• **What to work on**:
Write out the data again exactly, skipping every picture.

• **Supplied information**:
━━━━━━━━━━━━━━━━━━━━

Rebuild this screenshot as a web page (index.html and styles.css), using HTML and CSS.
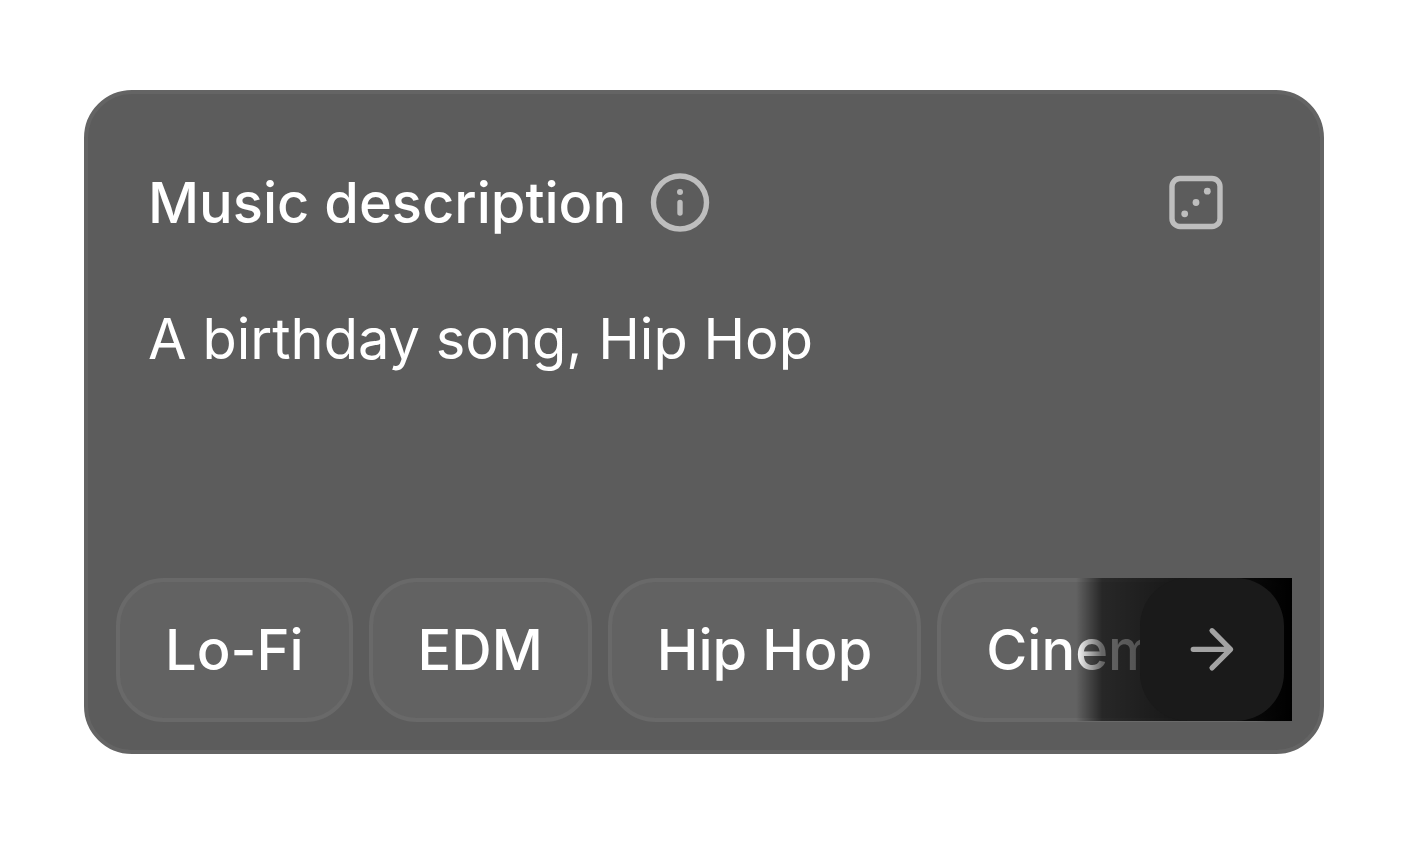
FILE: index.html
```html
<!DOCTYPE html>
<html lang="en">
	<head>
		<meta charset="UTF-8">
		<title>Music description</title>
		<link rel="stylesheet" href="styles.css">
	</head>
	<body>
		<div class="card">
			<div class="header">
				<label for="description">Music description</label>
				<button type="button" class="icon-btn" aria-label="Info">
					<svg width="64" height="64" viewBox="0 0 64 64" fill="none">
						<circle cx="32" cy="31.5" r="26.5" stroke="currentColor" stroke-width="5.4"/>
						<path d="M32 31.5v10.5" stroke="currentColor" stroke-width="5.4" stroke-linecap="round"/>
						<circle cx="32" cy="21" r="3" fill="currentColor"/>
					</svg>
				</button>
				<button type="button" class="icon-btn random" aria-label="Random">
					<svg width="64" height="64" viewBox="0 0 64 64" fill="none">
						<rect x="8" y="7.5" width="48" height="48" rx="8" stroke="currentColor" stroke-width="5.4"/>
						<circle cx="20.7" cy="42.8" r="3.4" fill="currentColor"/>
						<circle cx="32" cy="31.5" r="3.4" fill="currentColor"/>
						<circle cx="43.3" cy="20.2" r="3.4" fill="currentColor"/>
					</svg>
				</button>
			</div>
			<textarea id="description" spellcheck="false">A birthday song, Hip Hop</textarea>
			<div class="styles">
				<div class="list">
					<button type="button" class="chip">Lo-Fi</button>
					<button type="button" class="chip">EDM</button>
					<button type="button" class="chip">Hip Hop</button>
					<button type="button" class="chip">Cinematic</button>
				</div>
				<div class="fade">
					<button type="button" class="next" aria-label="Next">
						<svg width="64" height="64" viewBox="0 0 64 64" fill="none" stroke="currentColor" stroke-width="5.2" stroke-linecap="round" stroke-linejoin="round">
							<path d="M13.2 31.3H50.5M32 12.7L50.6 31.3L32 49.9"/>
						</svg>
					</button>
				</div>
			</div>
		</div>
	</body>
</html>
```

FILE: styles.css
```css
*{
	box-sizing: border-box;
}
body{
	margin: 0;
	padding: 90px 84px;
	background: #fff;
	font-family: Inter, "Liberation Sans", sans-serif;
}
button{
	margin: 0;
	padding: 0;
	border: 0;
	background: none;
	font: inherit;
	color: inherit;
}
svg{
	display: block;
}
.card{
	padding: 77px 28px 28px;
	border: 4px solid #646464;
	border-radius: 48px;
	background: #5c5c5c;
	color: #fff;
	font-size: 56px;
	line-height: 80px;
}
.header{
	display: flex;
	align-items: center;
	gap: 22px;
	height: 64px;
	padding: 0 64px 0 32px;
	font-weight: 500;
}
.icon-btn{
	color: #bebebe;
}
.random{
	margin-left: auto;
}
textarea{
	display: block;
	width: 100%;
	height: 279px;
	margin: 64px 0 0;
	padding: 0 32px;
	border: 0;
	outline: 0;
	resize: none;
	background: none;
	color: inherit;
	font: inherit;
}
.styles{
	position: relative;
	overflow: hidden;
}
.list{
	display: flex;
	gap: 16px;
}
.chip{
	flex: none;
	height: 144px;
	padding: 0 45px;
	border: 4px solid #696969;
	border-radius: 48px;
	background: #626262;
	font-weight: 500;
}
.fade{
	position: absolute;
	top: 0;
	right: 0;
	bottom: 1px;
	display: flex;
	padding: 0 8px 0 64px;
	background: linear-gradient(to right, transparent, rgba(0, 0, 0, 0.6) 26px, #000);
}
.next{
	display: flex;
	align-items: center;
	justify-content: center;
	width: 144px;
	border-radius: 48px;
	background: #1a1a1a;
	color: #a3a3a3;
}
```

━━━━━━━━━━━━━━━━━━━━

• **Result for this exercise**:
Rebuild this screenshot as a web page (index.html and styles.css), using HTML and CSS.
FILE: index.html
```html
<!DOCTYPE html>
<html lang="en">
	<head>
		<meta charset="UTF-8">
		<title>Music description</title>
		<link rel="stylesheet" href="styles.css">
	</head>
	<body>
		<div class="card">
			<div class="header">
				<label for="description">Music description</label>
				<button type="button" class="icon-btn" aria-label="Info">
					<svg width="64" height="64" viewBox="0 0 64 64" fill="none">
						<circle cx="32" cy="31.5" r="26.5" stroke="currentColor" stroke-width="5.4"/>
						<path d="M32 31.5v10.5" stroke="currentColor" stroke-width="5.4" stroke-linecap="round"/>
						<circle cx="32" cy="21" r="3" fill="currentColor"/>
					</svg>
				</button>
				<button type="button" class="icon-btn random" aria-label="Random">
					<svg width="64" height="64" viewBox="0 0 64 64" fill="none">
						<rect x="8" y="7.5" width="48" height="48" rx="8" stroke="currentColor" stroke-width="5.4"/>
						<circle cx="20.7" cy="42.8" r="3.4" fill="currentColor"/>
						<circle cx="32" cy="31.5" r="3.4" fill="currentColor"/>
						<circle cx="43.3" cy="20.2" r="3.4" fill="currentColor"/>
					</svg>
				</button>
			</div>
			<textarea id="description" spellcheck="false">A birthday song, Hip Hop</textarea>
			<div class="styles">
				<div class="list">
					<button type="button" class="chip">Lo-Fi</button>
					<button type="button" class="chip">EDM</button>
					<button type="button" class="chip">Hip Hop</button>
					<button type="button" class="chip">Cinematic</button>
				</div>
				<div class="fade">
					<button type="button" class="next" aria-label="Next">
						<svg width="64" height="64" viewBox="0 0 64 64" fill="none" stroke="currentColor" stroke-width="5.2" stroke-linecap="round" stroke-linejoin="round">
							<path d="M13.2 31.3H50.5M32 12.7L50.6 31.3L32 49.9"/>
						</svg>
					</button>
				</div>
			</div>
		</div>
	</body>
</html>
```

FILE: styles.css
```css
*{
	box-sizing: border-box;
}
body{
	margin: 0;
	padding: 90px 84px;
	background: #fff;
	font-family: Inter, "Liberation Sans", sans-serif;
}
button{
	margin: 0;
	padding: 0;
	border: 0;
	background: none;
	font: inherit;
	color: inherit;
}
svg{
	display: block;
}
.card{
	padding: 77px 28px 28px;
	border: 4px solid #646464;
	border-radius: 48px;
	background: #5c5c5c;
	color: #fff;
	font-size: 56px;
	line-height: 80px;
}
.header{
	display: flex;
	align-items: center;
	gap: 22px;
	height: 64px;
	padding: 0 64px 0 32px;
	font-weight: 500;
}
.icon-btn{
	color: #bebebe;
}
.random{
	margin-left: auto;
}
textarea{
	display: block;
	width: 100%;
	height: 279px;
	margin: 64px 0 0;
	padding: 0 32px;
	border: 0;
	outline: 0;
	resize: none;
	background: none;
	color: inherit;
	font: inherit;
}
.styles{
	position: relative;
	overflow: hidden;
}
.list{
	display: flex;
	gap: 16px;
}
.chip{
	flex: none;
	height: 144px;
	padding: 0 45px;
	border: 4px solid #696969;
	border-radius: 48px;
	background: #626262;
	font-weight: 500;
}
.fade{
	position: absolute;
	top: 0;
	right: 0;
	bottom: 1px;
	display: flex;
	padding: 0 8px 0 64px;
	background: linear-gradient(to right, transparent, rgba(0, 0, 0, 0.6) 26px, #000);
}
.next{
	display: flex;
	align-items: center;
	justify-content: center;
	width: 144px;
	border-radius: 48px;
	background: #1a1a1a;
	color: #a3a3a3;
}
```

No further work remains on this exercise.